• WHAT YOU NEED TO DO:
Take every line from the material that has the word "code" in it.

• TASK DATA:
-- START --
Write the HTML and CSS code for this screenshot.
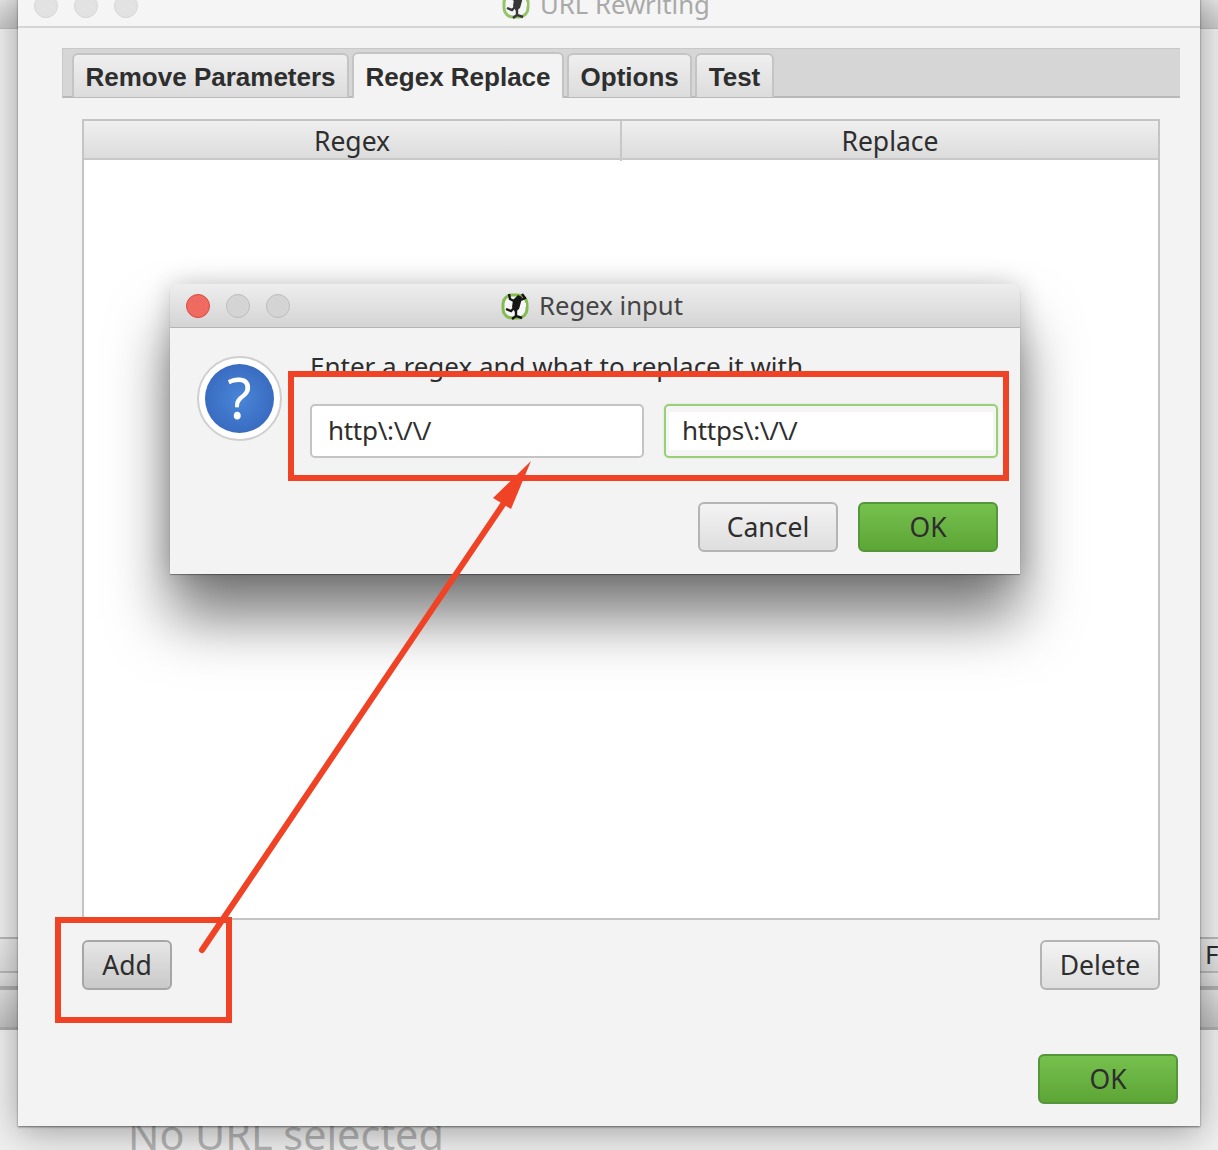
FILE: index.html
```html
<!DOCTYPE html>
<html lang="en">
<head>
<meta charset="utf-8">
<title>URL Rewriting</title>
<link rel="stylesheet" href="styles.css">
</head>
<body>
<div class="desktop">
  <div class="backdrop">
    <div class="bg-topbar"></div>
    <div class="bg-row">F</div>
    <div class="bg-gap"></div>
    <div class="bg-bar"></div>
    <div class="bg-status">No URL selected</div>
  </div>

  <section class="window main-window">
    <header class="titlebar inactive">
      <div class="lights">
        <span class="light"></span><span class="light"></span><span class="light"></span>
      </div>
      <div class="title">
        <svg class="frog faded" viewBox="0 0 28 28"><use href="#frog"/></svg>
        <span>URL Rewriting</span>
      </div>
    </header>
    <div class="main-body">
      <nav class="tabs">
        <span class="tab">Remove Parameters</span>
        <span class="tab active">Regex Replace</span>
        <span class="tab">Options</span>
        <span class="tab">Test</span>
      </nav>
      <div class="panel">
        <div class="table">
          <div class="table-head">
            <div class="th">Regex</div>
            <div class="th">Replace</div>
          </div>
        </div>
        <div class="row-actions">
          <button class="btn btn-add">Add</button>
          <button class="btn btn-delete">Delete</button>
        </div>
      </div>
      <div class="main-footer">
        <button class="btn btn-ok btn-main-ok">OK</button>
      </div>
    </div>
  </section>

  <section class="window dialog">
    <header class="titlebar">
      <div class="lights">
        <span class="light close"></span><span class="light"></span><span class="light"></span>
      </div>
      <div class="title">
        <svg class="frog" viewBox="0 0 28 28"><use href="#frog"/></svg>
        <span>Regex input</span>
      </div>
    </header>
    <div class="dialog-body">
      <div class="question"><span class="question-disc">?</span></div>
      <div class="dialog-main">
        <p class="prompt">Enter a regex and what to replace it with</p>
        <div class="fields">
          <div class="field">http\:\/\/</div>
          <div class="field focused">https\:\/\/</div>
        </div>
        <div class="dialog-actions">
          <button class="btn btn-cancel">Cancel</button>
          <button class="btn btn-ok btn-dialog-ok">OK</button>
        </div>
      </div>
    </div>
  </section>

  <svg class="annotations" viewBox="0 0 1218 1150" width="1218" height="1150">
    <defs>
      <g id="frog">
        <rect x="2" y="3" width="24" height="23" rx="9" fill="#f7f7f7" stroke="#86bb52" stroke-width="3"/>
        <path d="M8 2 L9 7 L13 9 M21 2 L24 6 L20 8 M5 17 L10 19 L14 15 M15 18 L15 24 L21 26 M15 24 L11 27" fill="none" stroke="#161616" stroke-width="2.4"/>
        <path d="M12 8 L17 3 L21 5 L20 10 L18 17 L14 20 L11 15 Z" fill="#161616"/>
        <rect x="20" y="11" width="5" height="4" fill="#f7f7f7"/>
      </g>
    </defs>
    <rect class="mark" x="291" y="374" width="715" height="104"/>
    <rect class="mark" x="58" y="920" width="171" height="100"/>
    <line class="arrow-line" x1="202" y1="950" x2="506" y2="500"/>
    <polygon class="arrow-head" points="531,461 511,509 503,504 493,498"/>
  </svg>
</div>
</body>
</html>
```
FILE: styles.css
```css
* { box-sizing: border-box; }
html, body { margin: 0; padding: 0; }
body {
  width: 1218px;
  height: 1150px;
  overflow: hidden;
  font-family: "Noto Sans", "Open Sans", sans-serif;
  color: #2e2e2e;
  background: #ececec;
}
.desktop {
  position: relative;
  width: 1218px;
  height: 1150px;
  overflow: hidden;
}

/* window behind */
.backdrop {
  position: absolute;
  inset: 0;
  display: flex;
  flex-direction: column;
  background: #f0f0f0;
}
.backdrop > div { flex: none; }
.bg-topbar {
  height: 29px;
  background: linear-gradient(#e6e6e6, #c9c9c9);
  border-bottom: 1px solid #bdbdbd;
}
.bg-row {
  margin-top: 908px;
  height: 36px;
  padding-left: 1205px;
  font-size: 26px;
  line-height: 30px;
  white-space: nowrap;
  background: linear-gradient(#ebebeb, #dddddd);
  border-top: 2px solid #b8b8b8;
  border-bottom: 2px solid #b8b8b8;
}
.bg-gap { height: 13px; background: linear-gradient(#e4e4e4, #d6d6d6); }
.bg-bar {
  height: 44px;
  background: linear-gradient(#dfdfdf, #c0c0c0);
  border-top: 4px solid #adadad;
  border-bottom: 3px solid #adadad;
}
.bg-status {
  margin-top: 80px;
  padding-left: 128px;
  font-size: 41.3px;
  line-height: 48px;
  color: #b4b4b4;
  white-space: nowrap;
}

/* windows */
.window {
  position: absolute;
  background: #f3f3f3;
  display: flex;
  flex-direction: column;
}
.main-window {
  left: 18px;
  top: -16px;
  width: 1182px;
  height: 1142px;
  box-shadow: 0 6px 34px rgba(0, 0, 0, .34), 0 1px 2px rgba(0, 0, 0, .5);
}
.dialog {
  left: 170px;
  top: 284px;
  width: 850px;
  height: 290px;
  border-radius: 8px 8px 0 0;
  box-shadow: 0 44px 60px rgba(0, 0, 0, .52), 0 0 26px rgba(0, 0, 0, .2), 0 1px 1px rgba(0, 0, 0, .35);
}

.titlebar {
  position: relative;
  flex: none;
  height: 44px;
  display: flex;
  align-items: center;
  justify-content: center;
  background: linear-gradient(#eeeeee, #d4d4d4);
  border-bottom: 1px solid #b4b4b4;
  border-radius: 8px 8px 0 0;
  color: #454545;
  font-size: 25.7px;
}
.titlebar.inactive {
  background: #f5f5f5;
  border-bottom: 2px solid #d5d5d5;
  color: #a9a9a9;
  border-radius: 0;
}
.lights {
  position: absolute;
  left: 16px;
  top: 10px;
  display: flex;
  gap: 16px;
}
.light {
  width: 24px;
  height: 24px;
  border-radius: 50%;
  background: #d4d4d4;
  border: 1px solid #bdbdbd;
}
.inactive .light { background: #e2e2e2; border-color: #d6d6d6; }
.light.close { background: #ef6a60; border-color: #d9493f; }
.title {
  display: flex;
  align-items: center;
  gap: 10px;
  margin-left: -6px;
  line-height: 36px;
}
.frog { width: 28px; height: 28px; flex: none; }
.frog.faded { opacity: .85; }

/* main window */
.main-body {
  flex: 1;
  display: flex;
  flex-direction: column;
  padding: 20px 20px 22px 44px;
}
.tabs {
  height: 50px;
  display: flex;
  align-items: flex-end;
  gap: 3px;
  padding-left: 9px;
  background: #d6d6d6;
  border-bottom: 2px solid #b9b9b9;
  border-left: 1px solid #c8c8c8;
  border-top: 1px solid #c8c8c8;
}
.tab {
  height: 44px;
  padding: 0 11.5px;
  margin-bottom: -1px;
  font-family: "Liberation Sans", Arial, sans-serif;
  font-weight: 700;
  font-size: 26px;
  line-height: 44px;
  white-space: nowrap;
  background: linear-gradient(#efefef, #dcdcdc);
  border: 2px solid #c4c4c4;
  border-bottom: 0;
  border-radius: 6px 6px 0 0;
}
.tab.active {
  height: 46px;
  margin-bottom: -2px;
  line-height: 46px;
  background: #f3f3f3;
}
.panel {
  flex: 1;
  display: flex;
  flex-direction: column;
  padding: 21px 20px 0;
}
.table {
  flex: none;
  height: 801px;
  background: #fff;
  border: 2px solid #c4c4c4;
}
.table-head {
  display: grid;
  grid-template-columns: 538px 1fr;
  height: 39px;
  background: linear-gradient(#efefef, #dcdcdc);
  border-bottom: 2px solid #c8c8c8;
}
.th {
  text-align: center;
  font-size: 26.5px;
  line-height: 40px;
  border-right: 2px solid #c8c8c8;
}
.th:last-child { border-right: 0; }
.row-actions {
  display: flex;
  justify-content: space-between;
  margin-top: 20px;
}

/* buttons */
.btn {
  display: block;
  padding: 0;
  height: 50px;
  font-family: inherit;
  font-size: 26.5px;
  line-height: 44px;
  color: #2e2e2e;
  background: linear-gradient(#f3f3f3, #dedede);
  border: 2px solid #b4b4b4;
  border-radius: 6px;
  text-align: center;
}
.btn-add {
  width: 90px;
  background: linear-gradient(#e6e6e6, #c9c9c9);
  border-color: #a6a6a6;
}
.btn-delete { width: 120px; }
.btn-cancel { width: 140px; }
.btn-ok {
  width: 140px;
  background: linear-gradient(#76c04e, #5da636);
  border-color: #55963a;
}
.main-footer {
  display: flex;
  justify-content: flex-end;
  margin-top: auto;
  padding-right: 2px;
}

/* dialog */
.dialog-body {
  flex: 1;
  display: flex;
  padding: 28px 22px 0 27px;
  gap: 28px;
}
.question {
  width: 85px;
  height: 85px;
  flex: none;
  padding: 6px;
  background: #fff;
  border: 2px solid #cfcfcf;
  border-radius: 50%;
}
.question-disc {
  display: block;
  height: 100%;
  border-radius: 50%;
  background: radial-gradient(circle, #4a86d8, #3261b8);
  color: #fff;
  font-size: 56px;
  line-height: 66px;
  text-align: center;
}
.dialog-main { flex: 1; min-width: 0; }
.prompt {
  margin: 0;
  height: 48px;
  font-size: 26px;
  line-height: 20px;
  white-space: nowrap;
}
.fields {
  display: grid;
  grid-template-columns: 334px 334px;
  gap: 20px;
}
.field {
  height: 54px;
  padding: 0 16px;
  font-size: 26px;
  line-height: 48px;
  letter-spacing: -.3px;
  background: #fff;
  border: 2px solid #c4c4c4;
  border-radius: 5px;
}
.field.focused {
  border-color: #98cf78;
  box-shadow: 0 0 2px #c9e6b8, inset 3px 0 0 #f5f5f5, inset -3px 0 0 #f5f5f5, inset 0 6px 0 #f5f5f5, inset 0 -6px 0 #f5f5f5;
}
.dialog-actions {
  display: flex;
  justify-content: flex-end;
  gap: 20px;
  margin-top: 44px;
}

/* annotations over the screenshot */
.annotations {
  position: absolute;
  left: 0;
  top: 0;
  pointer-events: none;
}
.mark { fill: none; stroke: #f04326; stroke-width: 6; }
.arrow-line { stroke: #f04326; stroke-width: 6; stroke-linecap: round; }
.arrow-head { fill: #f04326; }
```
-- END --
-- START --
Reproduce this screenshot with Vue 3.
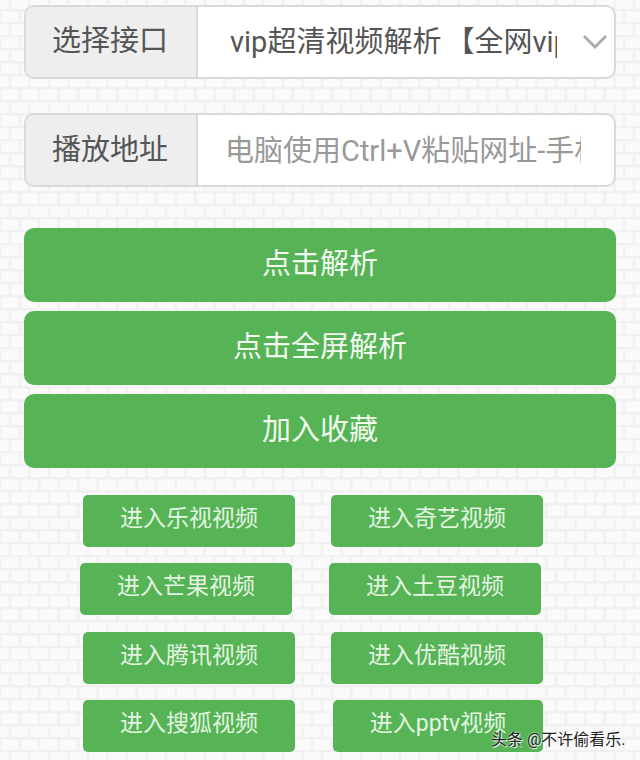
-- END --
-- START --
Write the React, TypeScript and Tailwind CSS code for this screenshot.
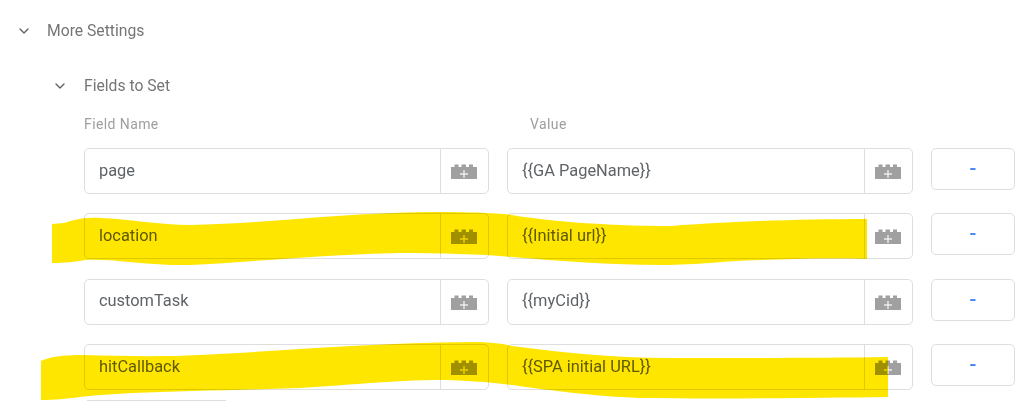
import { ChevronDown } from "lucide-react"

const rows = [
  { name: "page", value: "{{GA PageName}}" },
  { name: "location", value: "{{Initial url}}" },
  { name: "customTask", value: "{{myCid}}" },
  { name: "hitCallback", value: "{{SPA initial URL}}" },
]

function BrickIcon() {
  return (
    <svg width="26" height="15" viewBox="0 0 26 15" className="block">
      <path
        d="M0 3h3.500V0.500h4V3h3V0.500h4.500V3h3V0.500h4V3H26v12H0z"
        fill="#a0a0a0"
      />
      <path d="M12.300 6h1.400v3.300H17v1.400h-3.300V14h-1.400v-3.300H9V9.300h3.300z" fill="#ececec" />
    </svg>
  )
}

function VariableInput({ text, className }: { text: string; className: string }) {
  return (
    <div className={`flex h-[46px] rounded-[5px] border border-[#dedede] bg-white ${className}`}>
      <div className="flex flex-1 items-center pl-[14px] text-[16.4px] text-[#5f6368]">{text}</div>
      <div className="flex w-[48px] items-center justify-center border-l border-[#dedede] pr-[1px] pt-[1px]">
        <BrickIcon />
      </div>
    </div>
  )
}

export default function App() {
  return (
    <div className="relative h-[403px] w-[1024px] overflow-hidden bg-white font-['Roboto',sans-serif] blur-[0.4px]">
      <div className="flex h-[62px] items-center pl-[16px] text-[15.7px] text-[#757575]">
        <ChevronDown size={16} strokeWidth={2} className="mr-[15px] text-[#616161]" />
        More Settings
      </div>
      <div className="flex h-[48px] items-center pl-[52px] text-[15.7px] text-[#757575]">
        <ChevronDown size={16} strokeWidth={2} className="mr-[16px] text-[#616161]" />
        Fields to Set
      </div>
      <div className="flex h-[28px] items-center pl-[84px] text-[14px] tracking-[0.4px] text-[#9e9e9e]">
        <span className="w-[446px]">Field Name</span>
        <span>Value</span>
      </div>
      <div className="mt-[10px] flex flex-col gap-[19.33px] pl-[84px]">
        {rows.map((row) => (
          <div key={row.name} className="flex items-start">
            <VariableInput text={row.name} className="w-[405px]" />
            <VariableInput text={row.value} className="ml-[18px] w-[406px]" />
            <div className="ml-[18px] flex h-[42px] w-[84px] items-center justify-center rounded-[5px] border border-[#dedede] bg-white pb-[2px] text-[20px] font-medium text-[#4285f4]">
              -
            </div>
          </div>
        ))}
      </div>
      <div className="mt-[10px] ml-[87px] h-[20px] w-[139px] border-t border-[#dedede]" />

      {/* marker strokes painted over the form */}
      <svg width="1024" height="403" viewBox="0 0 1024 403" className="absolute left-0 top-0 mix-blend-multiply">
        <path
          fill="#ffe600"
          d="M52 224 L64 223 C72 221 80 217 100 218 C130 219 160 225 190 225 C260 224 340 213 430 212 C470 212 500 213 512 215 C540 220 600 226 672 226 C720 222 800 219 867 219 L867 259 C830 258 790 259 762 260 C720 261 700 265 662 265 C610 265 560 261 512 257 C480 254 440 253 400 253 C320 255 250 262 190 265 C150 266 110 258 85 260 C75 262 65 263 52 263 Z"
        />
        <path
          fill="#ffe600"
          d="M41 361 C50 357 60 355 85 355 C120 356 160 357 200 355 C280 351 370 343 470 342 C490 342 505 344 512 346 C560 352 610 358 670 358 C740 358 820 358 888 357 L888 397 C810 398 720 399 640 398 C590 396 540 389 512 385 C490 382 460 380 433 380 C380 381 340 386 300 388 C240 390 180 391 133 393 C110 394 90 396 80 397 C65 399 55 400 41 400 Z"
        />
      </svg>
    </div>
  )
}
-- END --
• THE RESULT:
Write the HTML and CSS code for this screenshot.
Write the React, TypeScript and Tailwind CSS code for this screenshot.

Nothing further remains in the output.